◆ Collected material ◆

======

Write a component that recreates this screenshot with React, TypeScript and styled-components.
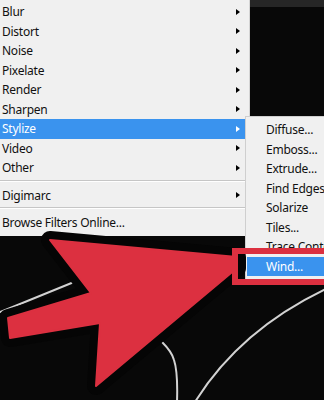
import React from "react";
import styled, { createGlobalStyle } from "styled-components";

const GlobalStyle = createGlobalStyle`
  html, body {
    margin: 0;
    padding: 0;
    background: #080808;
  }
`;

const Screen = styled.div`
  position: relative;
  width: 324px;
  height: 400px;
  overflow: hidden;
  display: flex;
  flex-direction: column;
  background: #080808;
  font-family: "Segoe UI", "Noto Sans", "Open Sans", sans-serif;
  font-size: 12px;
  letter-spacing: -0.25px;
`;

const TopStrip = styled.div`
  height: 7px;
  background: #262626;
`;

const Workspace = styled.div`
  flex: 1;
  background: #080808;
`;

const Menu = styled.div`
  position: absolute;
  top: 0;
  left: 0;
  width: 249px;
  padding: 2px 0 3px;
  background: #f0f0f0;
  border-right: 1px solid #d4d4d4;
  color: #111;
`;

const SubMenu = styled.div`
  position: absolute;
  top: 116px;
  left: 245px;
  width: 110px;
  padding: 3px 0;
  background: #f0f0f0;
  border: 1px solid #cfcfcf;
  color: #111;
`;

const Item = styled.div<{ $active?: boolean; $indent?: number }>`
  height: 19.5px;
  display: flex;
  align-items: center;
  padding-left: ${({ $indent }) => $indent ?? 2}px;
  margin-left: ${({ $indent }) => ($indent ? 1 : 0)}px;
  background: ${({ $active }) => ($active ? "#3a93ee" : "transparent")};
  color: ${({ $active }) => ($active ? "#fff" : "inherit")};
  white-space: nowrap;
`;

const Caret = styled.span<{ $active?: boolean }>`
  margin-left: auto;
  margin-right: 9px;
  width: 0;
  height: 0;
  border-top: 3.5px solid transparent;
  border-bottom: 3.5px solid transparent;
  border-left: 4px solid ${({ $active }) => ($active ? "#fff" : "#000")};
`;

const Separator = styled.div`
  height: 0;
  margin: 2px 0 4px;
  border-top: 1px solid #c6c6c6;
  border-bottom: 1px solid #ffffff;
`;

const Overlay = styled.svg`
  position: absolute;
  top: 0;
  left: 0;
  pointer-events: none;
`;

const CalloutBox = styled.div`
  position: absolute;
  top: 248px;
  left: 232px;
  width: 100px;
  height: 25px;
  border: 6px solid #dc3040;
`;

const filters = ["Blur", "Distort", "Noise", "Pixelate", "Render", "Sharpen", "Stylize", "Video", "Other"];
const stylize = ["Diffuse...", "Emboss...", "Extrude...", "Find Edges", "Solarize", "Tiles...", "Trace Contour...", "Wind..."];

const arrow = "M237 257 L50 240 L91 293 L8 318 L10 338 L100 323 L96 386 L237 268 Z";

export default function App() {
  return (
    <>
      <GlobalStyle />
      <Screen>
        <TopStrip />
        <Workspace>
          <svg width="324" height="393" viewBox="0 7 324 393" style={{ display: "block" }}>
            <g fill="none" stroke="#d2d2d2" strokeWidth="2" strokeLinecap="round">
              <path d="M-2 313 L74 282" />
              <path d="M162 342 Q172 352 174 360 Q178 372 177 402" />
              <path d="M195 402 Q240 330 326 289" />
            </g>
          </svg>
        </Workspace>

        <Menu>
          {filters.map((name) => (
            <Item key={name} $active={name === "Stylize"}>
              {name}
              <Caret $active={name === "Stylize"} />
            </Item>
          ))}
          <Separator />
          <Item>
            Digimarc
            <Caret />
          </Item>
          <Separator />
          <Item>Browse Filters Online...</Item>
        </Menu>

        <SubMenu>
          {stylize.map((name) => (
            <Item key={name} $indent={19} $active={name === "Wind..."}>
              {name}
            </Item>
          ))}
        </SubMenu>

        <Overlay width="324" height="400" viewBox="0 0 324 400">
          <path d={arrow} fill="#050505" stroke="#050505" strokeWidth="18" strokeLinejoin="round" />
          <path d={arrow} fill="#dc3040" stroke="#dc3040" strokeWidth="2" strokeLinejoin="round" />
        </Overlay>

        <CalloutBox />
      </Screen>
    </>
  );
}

======

◆ Exercise goal ◆
Search the listing for the word "React" and return each line that holds it.

◆ Result ◆
Write a component that recreates this screenshot with React, TypeScript and styled-components.
import React from "react";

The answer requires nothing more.